Taste Marketing Campaigns By Brands In Different Industries
Even though sensory marketing geared towards consumers’ sense of taste is more straight-forward when you’re a food and beverage company, brands in any industry can find creative ways to use tasty food or drink to amplify their brand name.
Let’s take a look at three stand-out examples.
Olly
Handing out samples of Olly‘s new Immunity Supplements wasn’t enough to highlight the brand’s holistic approach to wellness; that’s why our agency also used the mobile pop-up to serve specialty matcha lattés, a beverage that stayed on brand with Olly’s health and wellness theme. The complimentary café service was an excellent way of using sensory marketing to warm up consumers up on a cold winter day and foster loyalty to Olly’s brand name.
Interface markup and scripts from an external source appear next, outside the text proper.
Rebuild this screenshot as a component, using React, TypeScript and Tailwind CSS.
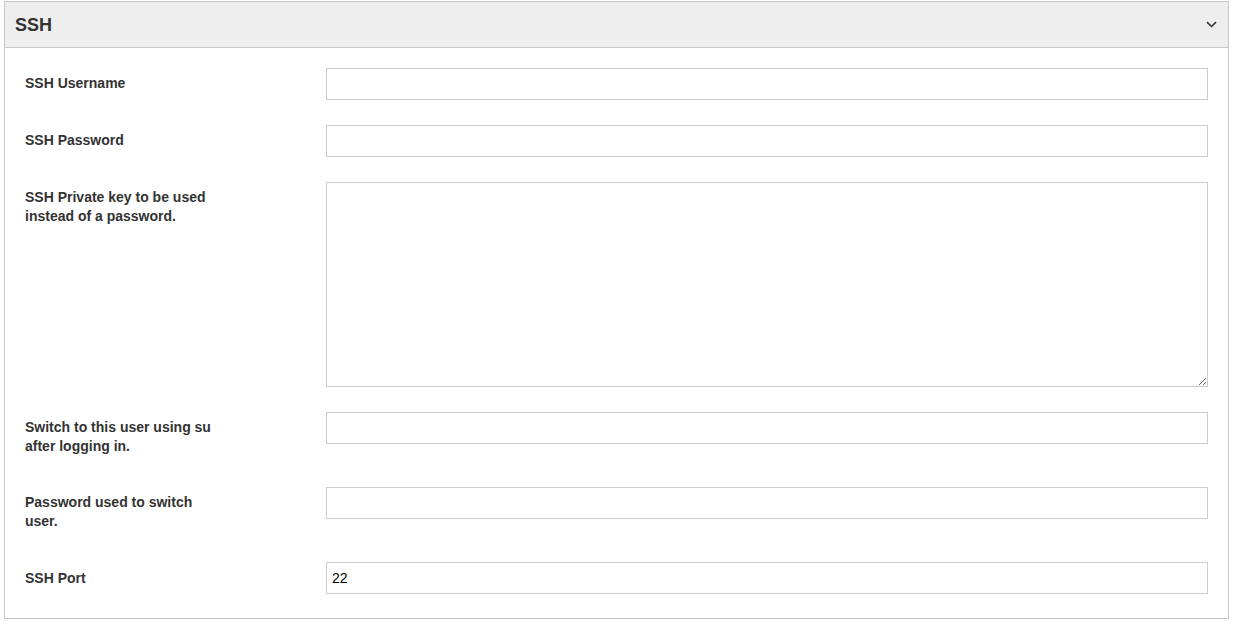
import React from 'react';

const font = { fontFamily: '"Liberation Sans", Arial, sans-serif' };

type Field = { label: string; value?: string; textarea?: boolean; pad?: string };

const fields: Field[] = [
  { label: 'SSH Username' },
  { label: 'SSH Password' },
  { label: 'SSH Private key to be used instead of a password.', textarea: true },
  { label: 'Switch to this user using su after logging in.' },
  { label: 'Password used to switch user.' },
  { label: 'SSH Port', value: '22', pad: 'pt-[7px] pb-[5px]' },
];

const App: React.FC = () => {
  return (
    <div className="bg-white w-[1235px] h-[624px] pt-px pl-[4px]" style={font}>
      <div className="w-[1225px] border border-[#c8c8c8] bg-white">
        <div className="flex items-center justify-between h-[46px] bg-[#eeeeee] border-b border-[#c8c8c8] pl-[10px] pr-[11px]">
          <h2 className="text-[18px] font-bold text-[#333333] leading-none">SSH</h2>
          <svg width="11" height="7" viewBox="0 0 11 7" fill="none">
            <path d="M1 1.2L5.5 5.5L10 1.2" stroke="#333333" strokeWidth="1.6" />
          </svg>
        </div>
        <div className="pt-[20px] pb-[24px] px-[20px] flex flex-col gap-[25px]">
          {fields.map((f) => (
            <div key={f.label} className="flex items-start">
              <div className={`w-[301px] shrink-0 ${f.pad ?? 'pt-[6px] pb-[6px]'}`}>
                <label className="block max-w-[195px] text-[14px] leading-[19px] font-bold text-[#333333]">
                  {f.label}
                </label>
              </div>
              {f.textarea ? (
                <textarea className="w-[882px] h-[205px] border border-[#cccccc] bg-white block outline-none px-[5px] py-[6px] text-[14px]" />
              ) : (
                <input
                  type="text"
                  defaultValue={f.value}
                  className="w-[882px] h-[32px] border border-[#cccccc] bg-white px-[5px] text-[14px] text-black outline-none"
                  style={font}
                />
              )}
            </div>
          ))}
        </div>
      </div>
    </div>
  );
};

export default App;
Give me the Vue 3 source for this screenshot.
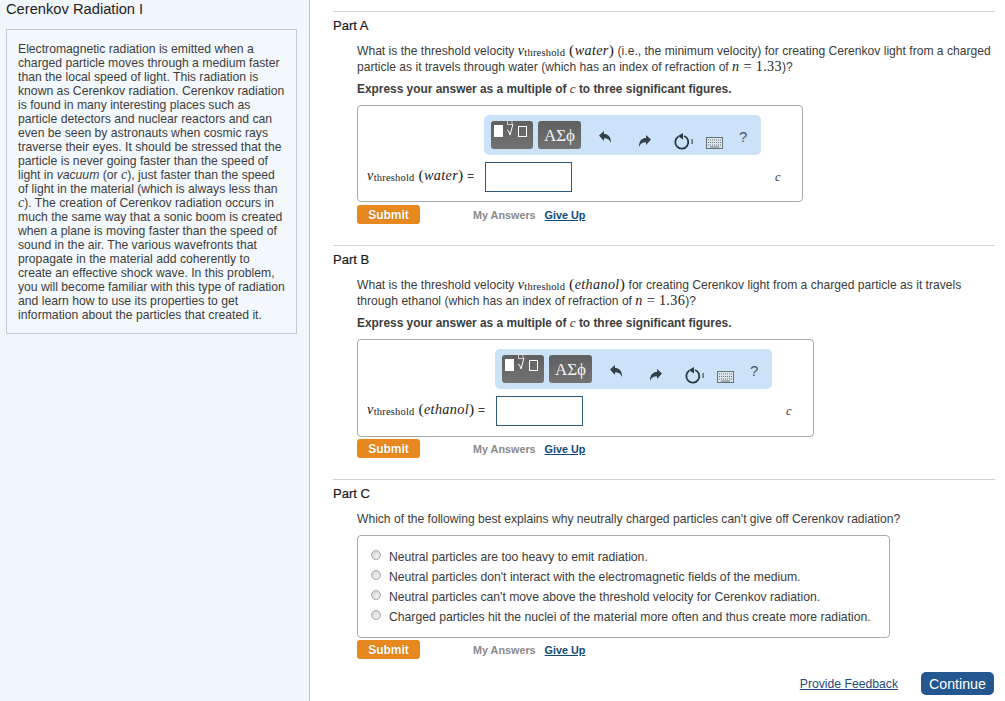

Instagram made a splash during Latin Week 2021 by serving free ice cream right from the beach! If a branded ice cream truck parked right on the beach isn’t attention-drawing or ‘Miami’ enough, the promotion also featured appearances from artists like Farruko and Manuel Turizo, which attracted an even bigger crowd of beach-goers to grab free ice cream! This is one of many examples of how meshing a marketing campaign with the sense of taste can boost a brand on social media or otherwise.
Chanel utilized taste marketing to produce a pop-up that cleverly served ‘Hot-Coco’ after their world-renowned designer, Coco Chanel. The rich and creamy Hot Coco entertained guest with a luxury treat on a cold winter day, cultivating thousands of new relationships and strengthening old ones.
Key Takeaways
- Sensory marketing is a tactic that brands employ to appeal to buyers’ senses to create lasting brand-to-consumer connections.
- Taste is the most over looked of all the senses in terms of sensory marketing, which gives your brand a huge opportunity to stand out from competitors.
- Companies in all industries- not just food & beverage- can use taste marketing to sell their products or services via pop-up shops, cafés, mobile tours, and more.